→ Data provided:
++++++++++++++++++++

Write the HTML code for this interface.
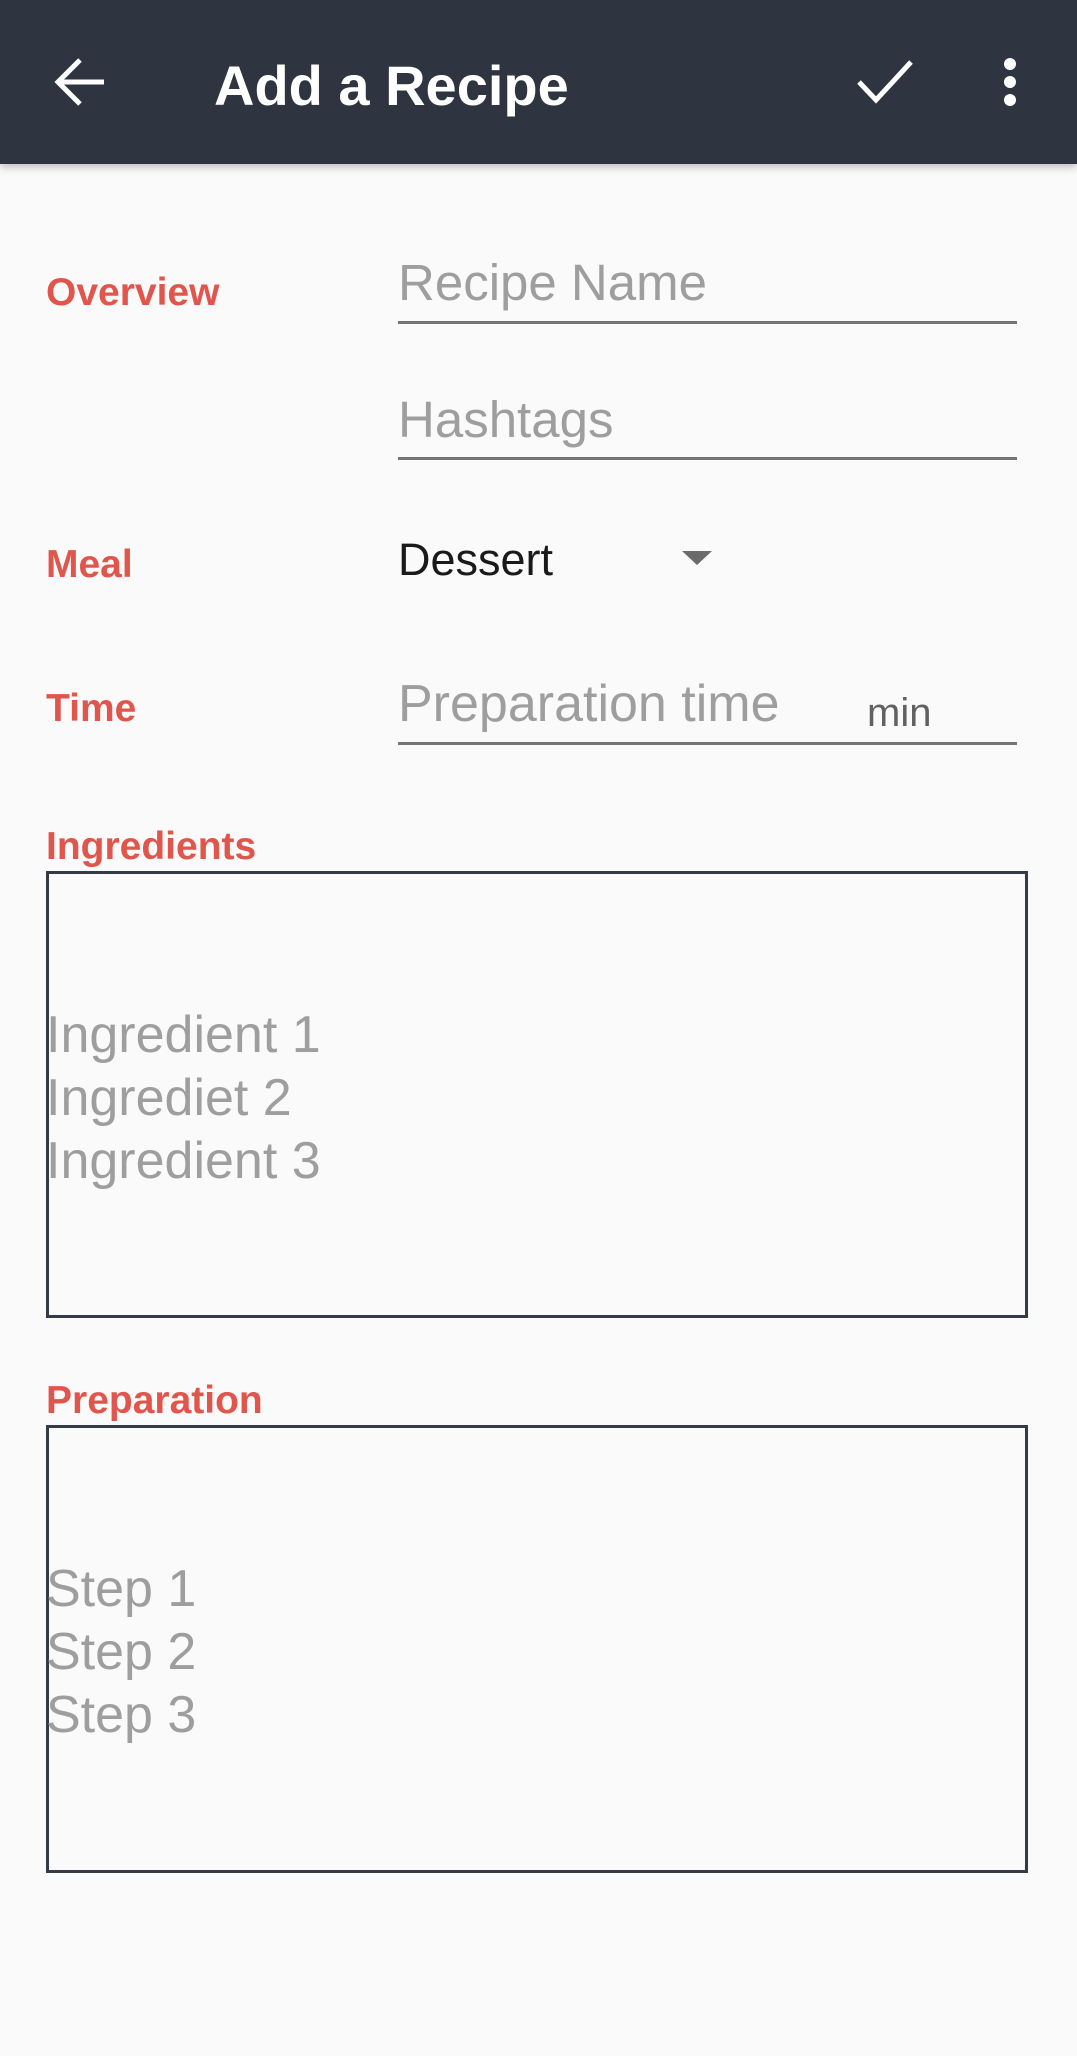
<!DOCTYPE html>
<html><head><meta charset="utf-8"><style>
html,body{margin:0;padding:0}
body{width:1077px;height:2056px;background:#fafafa;position:relative;overflow:hidden;font-family:"Liberation Sans",sans-serif}
.hdr{position:absolute;left:0;top:0;width:1077px;height:164px;background:#2e3440;box-shadow:0 3px 8px rgba(0,0,0,.25)}
.t{position:absolute;line-height:1;white-space:nowrap}
.lab{color:#e0564d;font-weight:bold;font-size:39px;left:46px}
.ph{color:#9e9e9e;font-size:51px;left:398px}
.ul{position:absolute;left:398px;width:619px;height:3px;background:#757575}
.box{position:absolute;left:46px;width:976px;border:3px solid #343a46}
.ml{position:absolute;left:46px;color:#9e9e9e;font-size:52px;line-height:63px}
</style></head><body>
<div class="hdr">
<svg style="position:absolute;left:52px;top:56px" width="56" height="52" viewBox="0 0 56 52"><path d="M52 26H8M28 4L6 26l22 22" fill="none" stroke="#fff" stroke-width="5"/></svg>
<div class="t" style="left:214px;top:58px;font-size:56px;color:#fff;font-weight:bold">Add a Recipe</div>
<svg style="position:absolute;left:856px;top:58px" width="58" height="46" viewBox="0 0 58 46"><path d="M3 24l17 18L55 4" fill="none" stroke="#fff" stroke-width="5"/></svg>
<svg style="position:absolute;left:1000px;top:57px" width="20" height="50" viewBox="0 0 20 50"><circle cx="10" cy="7" r="6" fill="#fff"/><circle cx="10" cy="25" r="6" fill="#fff"/><circle cx="10" cy="43" r="6" fill="#fff"/></svg>
</div>
<div class="t lab" style="top:273px">Overview</div>
<div class="t ph" style="top:257px">Recipe Name</div>
<div class="ul" style="top:321px"></div>
<div class="t ph" style="top:394px">Hashtags</div>
<div class="ul" style="top:457px"></div>
<div class="t lab" style="top:545px">Meal</div>
<div class="t" style="left:398px;top:537px;font-size:45px;color:#1a1a1a">Dessert</div>
<svg style="position:absolute;left:682px;top:551px" width="30" height="14" viewBox="0 0 30 14"><path d="M0 0h30L15 14z" fill="#6b6b6b"/></svg>
<div class="t lab" style="top:689px">Time</div>
<div class="t ph" style="top:678px;font-size:52px">Preparation time</div>
<div class="t" style="left:867px;top:693px;font-size:40px;color:#616161">min</div>
<div class="ul" style="top:742px"></div>
<div class="t lab" style="top:827px">Ingredients</div>
<div class="box" style="top:871px;height:441px"></div>
<div class="ml" style="top:1004px">Ingredient 1<br>Ingrediet 2<br>Ingredient 3</div>
<div class="t lab" style="top:1381px">Preparation</div>
<div class="box" style="top:1425px;height:442px"></div>
<div class="ml" style="top:1558px">Step 1<br>Step 2<br>Step 3</div>
</body></html>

++++++++++++++++++++

→ Exercise objective: Set down the material above as is, without any pictures.

→ Result of this task:
Write the HTML code for this interface.
<!DOCTYPE html>
<html><head><meta charset="utf-8"><style>
html,body{margin:0;padding:0}
body{width:1077px;height:2056px;background:#fafafa;position:relative;overflow:hidden;font-family:"Liberation Sans",sans-serif}
.hdr{position:absolute;left:0;top:0;width:1077px;height:164px;background:#2e3440;box-shadow:0 3px 8px rgba(0,0,0,.25)}
.t{position:absolute;line-height:1;white-space:nowrap}
.lab{color:#e0564d;font-weight:bold;font-size:39px;left:46px}
.ph{color:#9e9e9e;font-size:51px;left:398px}
.ul{position:absolute;left:398px;width:619px;height:3px;background:#757575}
.box{position:absolute;left:46px;width:976px;border:3px solid #343a46}
.ml{position:absolute;left:46px;color:#9e9e9e;font-size:52px;line-height:63px}
</style></head><body>
<div class="hdr">
<svg style="position:absolute;left:52px;top:56px" width="56" height="52" viewBox="0 0 56 52"><path d="M52 26H8M28 4L6 26l22 22" fill="none" stroke="#fff" stroke-width="5"/></svg>
<div class="t" style="left:214px;top:58px;font-size:56px;color:#fff;font-weight:bold">Add a Recipe</div>
<svg style="position:absolute;left:856px;top:58px" width="58" height="46" viewBox="0 0 58 46"><path d="M3 24l17 18L55 4" fill="none" stroke="#fff" stroke-width="5"/></svg>
<svg style="position:absolute;left:1000px;top:57px" width="20" height="50" viewBox="0 0 20 50"><circle cx="10" cy="7" r="6" fill="#fff"/><circle cx="10" cy="25" r="6" fill="#fff"/><circle cx="10" cy="43" r="6" fill="#fff"/></svg>
</div>
<div class="t lab" style="top:273px">Overview</div>
<div class="t ph" style="top:257px">Recipe Name</div>
<div class="ul" style="top:321px"></div>
<div class="t ph" style="top:394px">Hashtags</div>
<div class="ul" style="top:457px"></div>
<div class="t lab" style="top:545px">Meal</div>
<div class="t" style="left:398px;top:537px;font-size:45px;color:#1a1a1a">Dessert</div>
<svg style="position:absolute;left:682px;top:551px" width="30" height="14" viewBox="0 0 30 14"><path d="M0 0h30L15 14z" fill="#6b6b6b"/></svg>
<div class="t lab" style="top:689px">Time</div>
<div class="t ph" style="top:678px;font-size:52px">Preparation time</div>
<div class="t" style="left:867px;top:693px;font-size:40px;color:#616161">min</div>
<div class="ul" style="top:742px"></div>
<div class="t lab" style="top:827px">Ingredients</div>
<div class="box" style="top:871px;height:441px"></div>
<div class="ml" style="top:1004px">Ingredient 1<br>Ingrediet 2<br>Ingredient 3</div>
<div class="t lab" style="top:1381px">Preparation</div>
<div class="box" style="top:1425px;height:442px"></div>
<div class="ml" style="top:1558px">Step 1<br>Step 2<br>Step 3</div>
</body></html>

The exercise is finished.